Censure du gouvernement Barnier : et après ?
Mercredi 4 décembre, l’Assemblée nationale française a adopté la motion de censure déposée contre le gouvernement de Michel Barnier. Le texte a été voté par 331 députés, soit 43 de plus que la majorité absolue requise.
Sans majorité au Parlement, l’exécutif dirigé par l’ancien commissaire européen a trouvé une majorité contre lui, car les partis de gauche et l’extrême-droite du Rassemblement national (RN) ont voté ensemble la censure.
Emmené par Gabriel Attal et Laurent Wauquiez, les patrons des groupes Renaissance et La Droite républicaine à l’Assemblée, le socle commun qui soutenait le gouvernement a voté contre la censure. Mais il n’a pas su convaincre les députés des autres partis d’en faire autant.
La motion avait été déposée par le parti de gauche La France insoumise (LFI), à l’occasion de l’examen du projet de loi de financement de la Sécurité sociale (PLFSS).
Michel Barnier avait engagé la responsabilité de son gouvernement en utilisant l’article 49-3 de la Constitution, laissant aux députés le choix entre adopter la loi en l’état ou censurer son gouvernement.
À noter que le RN avait déposé de son côté une seconde motion de censure, devenue sans objet avec l’adoption de celle déposée par LFI.
Bien que de nombreuses motions de censure aient été présentées depuis, aucune n’avait été votée depuis 1962, au tout début de la Vᵉ République.
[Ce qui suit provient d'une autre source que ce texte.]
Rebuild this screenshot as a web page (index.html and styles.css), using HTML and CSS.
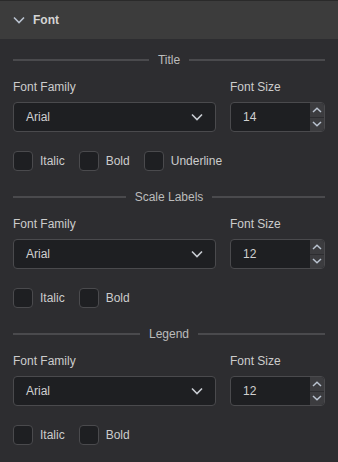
FILE: index.html
```html
<!DOCTYPE html>
<html lang="en">
  <head>
    <meta charset="UTF-8" />
    <title>Font</title>
    <link rel="stylesheet" href="styles.css">
  </head>
  <body>
    <div class="panel">
      <div class="panel-header">
        <svg class="caret" width="12" height="8" viewBox="0 0 12 8"><path d="M1 1.5 L6 6.5 L11 1.5" fill="none" stroke="#b9c2cf" stroke-width="1.6"/></svg>
        <span>Font</span>
      </div>

      <div class="group">
        <div class="group-title"><span>Title</span></div>
        <div class="row">
          <div class="field">
            <label>Font Family</label>
            <div class="select">
              <span>Arial</span>
              <svg width="12" height="8" viewBox="0 0 12 8"><path d="M1 1.5 L6 6.5 L11 1.5" fill="none" stroke="#c8ccd2" stroke-width="1.6"/></svg>
            </div>
          </div>
          <div class="field">
            <label>Font Size</label>
            <div class="number">
              <span class="value">14</span>
              <div class="spin">
                <div class="spin-btn"><svg width="10" height="6" viewBox="0 0 10 6"><path d="M1 5 L5 1.2 L9 5" fill="none" stroke="#b9c2cf" stroke-width="1.5"/></svg></div>
                <div class="spin-btn"><svg width="10" height="6" viewBox="0 0 10 6"><path d="M1 1 L5 4.8 L9 1" fill="none" stroke="#b9c2cf" stroke-width="1.5"/></svg></div>
              </div>
            </div>
          </div>
        </div>
        <div class="checks">
          <div class="check"><span class="box"></span>Italic</div>
          <div class="check"><span class="box"></span>Bold</div>
          <div class="check"><span class="box"></span>Underline</div>
        </div>
      </div>

      <div class="group">
        <div class="group-title"><span>Scale Labels</span></div>
        <div class="row">
          <div class="field">
            <label>Font Family</label>
            <div class="select">
              <span>Arial</span>
              <svg width="12" height="8" viewBox="0 0 12 8"><path d="M1 1.5 L6 6.5 L11 1.5" fill="none" stroke="#c8ccd2" stroke-width="1.6"/></svg>
            </div>
          </div>
          <div class="field">
            <label>Font Size</label>
            <div class="number">
              <span class="value">12</span>
              <div class="spin">
                <div class="spin-btn"><svg width="10" height="6" viewBox="0 0 10 6"><path d="M1 5 L5 1.2 L9 5" fill="none" stroke="#b9c2cf" stroke-width="1.5"/></svg></div>
                <div class="spin-btn"><svg width="10" height="6" viewBox="0 0 10 6"><path d="M1 1 L5 4.8 L9 1" fill="none" stroke="#b9c2cf" stroke-width="1.5"/></svg></div>
              </div>
            </div>
          </div>
        </div>
        <div class="checks">
          <div class="check"><span class="box"></span>Italic</div>
          <div class="check"><span class="box"></span>Bold</div>
        </div>
      </div>

      <div class="group">
        <div class="group-title"><span>Legend</span></div>
        <div class="row">
          <div class="field">
            <label>Font Family</label>
            <div class="select">
              <span>Arial</span>
              <svg width="12" height="8" viewBox="0 0 12 8"><path d="M1 1.5 L6 6.5 L11 1.5" fill="none" stroke="#c8ccd2" stroke-width="1.6"/></svg>
            </div>
          </div>
          <div class="field">
            <label>Font Size</label>
            <div class="number">
              <span class="value">12</span>
              <div class="spin">
                <div class="spin-btn"><svg width="10" height="6" viewBox="0 0 10 6"><path d="M1 5 L5 1.2 L9 5" fill="none" stroke="#b9c2cf" stroke-width="1.5"/></svg></div>
                <div class="spin-btn"><svg width="10" height="6" viewBox="0 0 10 6"><path d="M1 1 L5 4.8 L9 1" fill="none" stroke="#b9c2cf" stroke-width="1.5"/></svg></div>
              </div>
            </div>
          </div>
        </div>
        <div class="checks">
          <div class="check"><span class="box"></span>Italic</div>
          <div class="check"><span class="box"></span>Bold</div>
        </div>
      </div>
    </div>
  </body>
</html>
```

FILE: styles.css
```css
body {
  margin: 0;
  background-color: #2d2d30;
  font-family: "Liberation Sans", Arial, sans-serif;
  font-size: 12px;
  color: #cccccc;
}
.panel {
  width: 338px;
}
.panel-header {
  height: 39px;
  display: flex;
  align-items: center;
  gap: 8px;
  padding-left: 13px;
  background-color: #3c3c3c;
  border-top: 1px solid #2a2a2a;
  font-weight: bold;
  color: #d4d4d4;
  box-sizing: border-box;
}
.caret {
  margin-top: -1px;
}
.group {
  padding: 14px 13px 0;
}
.group + .group {
  padding-top: 19px;
}
.group-title {
  display: flex;
  align-items: center;
  gap: 9px;
  height: 14px;
  line-height: 14px;
  color: #bcbcbc;
}
.group-title::before,
.group-title::after {
  content: "";
  flex: 1;
  height: 2px;
  background-color: #4a4a4d;
}
.row {
  display: grid;
  grid-template-columns: 203px 95px;
  gap: 14px;
  margin-top: 13px;
}
.field label {
  display: block;
  height: 14px;
  line-height: 14px;
  margin-bottom: 8px;
}
.select {
  height: 30px;
  box-sizing: border-box;
  display: flex;
  align-items: center;
  justify-content: space-between;
  padding: 0 12px;
  background-color: #1e1f22;
  border: 1px solid #4a4a4d;
  border-radius: 4px;
  color: #d0d0d0;
}
.number {
  height: 30px;
  box-sizing: border-box;
  display: flex;
  background-color: #1e1f22;
  border: 1px solid #4a4a4d;
  border-radius: 4px;
  overflow: hidden;
  color: #d0d0d0;
}
.number .value {
  flex: 1;
  padding-left: 12px;
  line-height: 28px;
}
.spin {
  width: 14px;
  display: flex;
  flex-direction: column;
  gap: 1px;
  background-color: #2d2d30;
}
.spin-btn {
  flex: 1;
  display: flex;
  align-items: center;
  justify-content: center;
  background-color: #3c3c3f;
}
.checks {
  display: flex;
  gap: 14px;
  margin-top: 19px;
}
.check {
  display: flex;
  align-items: center;
  gap: 7px;
  height: 20px;
}
.box {
  width: 20px;
  height: 20px;
  box-sizing: border-box;
  background-color: #1e1f22;
  border: 1px solid #4a4a4d;
  border-radius: 4px;
}
```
Le gouvernement de Georges Pompidou en avait alors fait les frais et le général de Gaulle avait dissous l’Assemblée nationale.
De l’avis des observateurs, la chute du gouvernement Barnier constitue un saut dans l’inconnu, dans un contexte d’instabilité politique, de crise économique et internationale, et alors que l’État et la Sécurité sociale n’ont toujours pas de budget pour 2025.
Le président de la République, Emmanuel Macron, va devoir nommer dans les prochains jours un nouveau Premier ministre, le quatrième depuis le début de l’année et le sixième depuis son élection en 2017.
Plusieurs noms de personnalités de droite ont déjà circulé, comme ceux du ministre de l’Intérieur, Bruno Retailleau, du maire de Troyes, François Baroin, ou du président de la région Hauts-de-France, Xavier Bertrand.
D’autres noms qui reviennent sont ceux de membres historiques de l’ancienne majorité présidentielle, comme le ministre de la Défense, Sébastien Lecornu, ou le leader du Mouvement démocrate, François Bayrou.
Cependant, aucun de ces profils n’aurait plus de garanties de survie politique que Michel Barnier, le bloc central restant minoritaire et les autres partis décidés à ne pas le laisser gouverner seul.
Première force à l’Assemblée nationale sans non plus disposer de majorité, la gauche pourrait imposer un nouveau Premier ministre issu de ses rangs, comme Lucie Castets, le nom sur lequel l’alliance s’était déjà accordée cet été, ou bien l’ancien Premier ministre Bernard Cazeneuve.
À l’image du sénateur vert Yannick Jadot, plusieurs voix à gauche et au centre ont d’ores et déjà proposé une alliance a minima contre le RN pour doter le pays d’un gouvernement plus stable et plus légitime.
Cité par France Bleu, le député socialiste Philippe Brun a plaidé pour un gouvernement de « centre-gauche » reposant sur un « accord de non-censure avec le bloc central » et de nécessaires « compromis ».
De son côté, Laurent Wauquiez a déclaré sur France 2 que son groupe « ne fera pas tomber un gouvernement », mais que sa « participation à un gouvernement ne sera pas automatique ». Le député LR a refusé ce qu’il nomme la « stratégie du pire ».
Il sera toutefois difficile de trouver un gouvernement assez consensuel pour pouvoir durer. En cas d’instabilité gouvernementale chronique, l’hypothèse d’une démission d’Emmanuel Macron et d’élections présidentielles anticipées fait son chemin dans l’opinion.